## Stated problem
Look at the data below and print exactly the lines from its first line through the line with "FaPlus, FaUndo, FaChevronUp"; the pictures stay out of the copy.

──────── Source material

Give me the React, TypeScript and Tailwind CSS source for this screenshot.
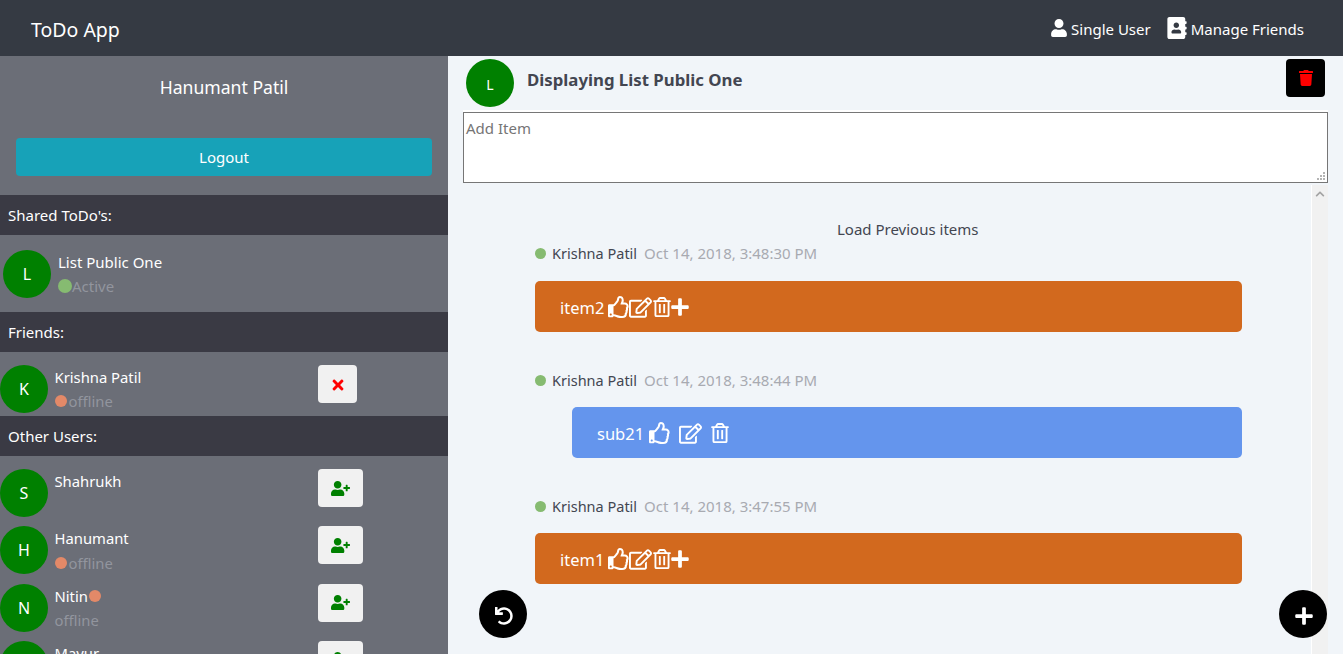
import React from 'react';
import { FaUser, FaAddressBook, FaTrash, FaTimes, FaUserPlus, FaRegThumbsUp, FaRegEdit, FaRegTrashAlt, FaPlus, FaUndo, FaChevronUp } from 'react-icons/fa';

const Avatar = ({ letter, small }: { letter: string; small?: boolean }) => (
  <div className={`w-12 h-12 shrink-0 rounded-full bg-[#008000] flex items-center justify-center text-white ${small ? 'text-[14px] pt-[3px]' : 'text-[16px]'}`}>{letter}</div>
);

const Dot = ({ color }: { color: string }) => <span className={`inline-block rounded-full ${color}`} />;

const SectionTitle = ({ children }: { children: React.ReactNode }) => (
  <div className="h-10 bg-[#3a3a44] text-white text-[15px] flex items-center pl-2 pt-[1px]">{children}</div>
);

const UserRow = ({ letter, name, status, dotAfterName }: { letter: string; name: string; status?: string; dotAfterName?: boolean }) => (
  <div className="flex h-[57.33px]">
    <Avatar letter={letter} />
    <div className="w-[270px] pl-[6.5px] text-[14.8px] leading-[24px]">
      <div className="flex items-center text-white h-6">{name}{dotAfterName && <Dot color="w-[12px] h-[12px] bg-[#e38968] ml-[1px]" />}</div>
      {status && (
        <div className={`flex items-center gap-[2px] text-[#92959e] h-6 ${dotAfterName ? '' : 'mt-[1px]'}`}>
          {!dotAfterName && <Dot color="w-[12px] h-[12px] bg-[#e38968]" />}{status}
        </div>
      )}
    </div>
    <button className="w-[45px] h-[38px] rounded bg-[#f1f1f1] flex items-center justify-center text-[#008000]">
      <FaUserPlus className="text-[19px]" />
    </button>
  </div>
);

const Meta = ({ time }: { time: string }) => (
  <div className="flex items-center h-6 ml-[72px] text-[15px]">
    <Dot color="w-[11px] h-[11px] bg-[#86bb71] mr-[6px]" />
    <span className="text-[#434651] text-[14.5px] pt-[1px]">Krishna Patil</span>
    <span className="text-[#a8aab1] ml-[7px] pt-[1px]">{time}</span>
  </div>
);

const ItemBubble = ({ label, top }: { label: string; top: string }) => (
  <div className={`${top} ml-[72px] w-[707px] h-[51px] rounded-[5px] bg-[#d2691e] text-white text-[16.5px] flex items-center pl-[25px] pt-[1px]`}>
    <span className="mr-[4px] pt-[2px]">{label}</span>
    <FaRegThumbsUp className="text-[22px]" />
    <FaRegEdit className="text-[23px] -ml-[1px]" />
    <FaRegTrashAlt className="text-[20px]" />
    <FaPlus className="text-[20px] -ml-[2px]" />
  </div>
);

export default function App() {
  return (
    <div className="h-screen overflow-hidden flex flex-col bg-[#f1f5f9] font-['Noto_Sans',sans-serif]">
      <nav className="h-14 shrink-0 bg-[#353a43] flex items-center justify-between pl-[31px] pr-[39px] text-white">
        <div className="text-[19.5px] pt-[3px]">ToDo App</div>
        <div className="flex items-center gap-[15px] text-[15px] pt-[2px]">
          <div className="flex items-center gap-[3px]"><FaUser className="text-[18px] -mt-[2px]" />Single User</div>
          <div className="flex items-center gap-[3px]"><FaAddressBook className="text-[22px] -mt-[2px]" />Manage Friends</div>
        </div>
      </nav>

      <div className="flex flex-1 min-h-0">
        <aside className="w-[448px] shrink-0 bg-[#6b6e77] overflow-hidden">
          <div className="h-[139px] px-4 pt-[18px]">
            <div className="text-center text-white text-[17.6px] leading-[26px]">Hanumant Patil</div>
            <button className="mt-[38px] w-full h-[38px] rounded bg-[#17a2b8] text-white text-[15px]">Logout</button>
          </div>

          <SectionTitle>Shared ToDo's:</SectionTitle>
          <div className="h-[77px] flex pl-[3px] pt-[15px]">
            <Avatar letter="L" />
            <div className="pl-[7px] text-[15px] leading-[24px]">
              <div className="text-white">List Public One</div>
              <div className="flex items-center text-[#92959e]"><Dot color="bg-[#86bb71] w-[14px] h-[14px]" />Active</div>
            </div>
          </div>

          <SectionTitle>Friends:</SectionTitle>
          <div className="h-16 flex pt-[13px]">
            <Avatar letter="K" />
            <div className="w-[270px] pl-[6.5px] text-[14.8px] leading-[24px]">
              <div className="text-white">Krishna Patil</div>
              <div className="flex items-center gap-[2px] text-[#92959e]"><Dot color="w-[12px] h-[12px] bg-[#e38968]" />offline</div>
            </div>
            <button className="w-[39px] h-[38px] rounded bg-[#f1f1f1] flex items-center justify-center text-[#ff0000]">
              <FaTimes className="text-[16px] mt-[1px]" />
            </button>
          </div>

          <SectionTitle>Other Users:</SectionTitle>
          <div className="pt-[13px]">
            <UserRow letter="S" name="Shahrukh" />
            <UserRow letter="H" name="Hanumant" status="offline" />
            <UserRow letter="N" name="Nitin" status="offline" dotAfterName />
            <UserRow letter="M" name="Mayur" />
          </div>
        </aside>

        <main className="flex-1 min-w-0 flex flex-col relative">
          <div className="h-[54px] shrink-0 flex items-start pl-[18px] pr-[18px] pt-[3px]">
            <Avatar letter="L" small />
            <div className="ml-[13px] mt-[9px] text-[16.8px] font-bold text-[#434651] leading-[24px]">Displaying List Public One</div>
            <button className="ml-auto w-[39px] h-[38px] rounded bg-black flex items-center justify-center text-[#ff0000]">
              <FaTrash className="text-[16px]" />
            </button>
          </div>
          <div className="h-[2px] bg-white ml-[15px] mr-[15px] shrink-0" />
          <div className="relative ml-[15px] w-[865px] h-[71px] shrink-0">
            <textarea
              placeholder="Add Item"
              className="block w-full h-full border border-[#767676] bg-white px-[2px] pt-[3px] text-[15px] leading-[24px] outline-none placeholder:text-[#757575] resize-none"
            />
            <svg className="absolute right-[3px] bottom-[3px]" width="8" height="8" viewBox="0 0 8 8" fill="#b4b4b4">
              <rect x="6" y="0" width="2" height="2" />
              <rect x="3" y="3" width="2" height="2" />
              <rect x="6" y="3" width="2" height="2" />
              <rect x="0" y="6" width="2" height="2" />
              <rect x="3" y="6" width="2" height="2" />
              <rect x="6" y="6" width="2" height="2" />
            </svg>
          </div>
          <div className="flex flex-1 min-h-0 mt-[2px] ml-[15px] mr-[15px]">
            <div className="flex-1 min-w-0 overflow-hidden">
              <div className="pt-[33px] pl-[374px] h-[56px] text-[15px] text-[#434651]">Load Previous items</div>
              <Meta time="Oct 14, 2018, 3:48:30 PM" />
              <ItemBubble label="item2" top="mt-[16px]" />
              <div className="mt-[36px]"><Meta time="Oct 14, 2018, 3:48:44 PM" /></div>
              <div className="mt-[15px] ml-[109px] w-[670px] h-[51px] rounded-[5px] bg-[#6495ed] text-white text-[16.5px] flex items-center pl-[25px] pt-[1px]">
                <span className="mr-[5px] pt-[2px]">sub21</span>
                <FaRegThumbsUp className="text-[22px]" />
                <FaRegEdit className="text-[23px] ml-[8px]" />
                <FaRegTrashAlt className="text-[20px] ml-[8px]" />
              </div>
              <div className="mt-[36px]"><Meta time="Oct 14, 2018, 3:47:55 PM" /></div>
              <ItemBubble label="item1" top="mt-[15px]" />
            </div>
            <div className="w-[17px] shrink-0 bg-[#f1f1f1] border-l border-white flex justify-center pt-[4px]">
              <FaChevronUp className="text-[10px] text-[#a3a3a3]" />
            </div>
          </div>

          <button className="absolute left-[31px] top-[534px] w-12 h-12 rounded-full bg-black flex items-center justify-center text-white">
            <FaUndo className="text-[18px] mt-[3px] ml-[2px]" />
          </button>
          <button className="absolute left-[831px] top-[534px] w-12 h-12 rounded-full bg-black flex items-center justify-center text-white">
            <FaPlus className="text-[20px] mt-[3px] ml-[2px]" />
          </button>
        </main>
      </div>
    </div>
  );
}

────────────────

## Task response
Give me the React, TypeScript and Tailwind CSS source for this screenshot.
import React from 'react';
import { FaUser, FaAddressBook, FaTrash, FaTimes, FaUserPlus, FaRegThumbsUp, FaRegEdit, FaRegTrashAlt, FaPlus, FaUndo, FaChevronUp } from 'react-icons/fa';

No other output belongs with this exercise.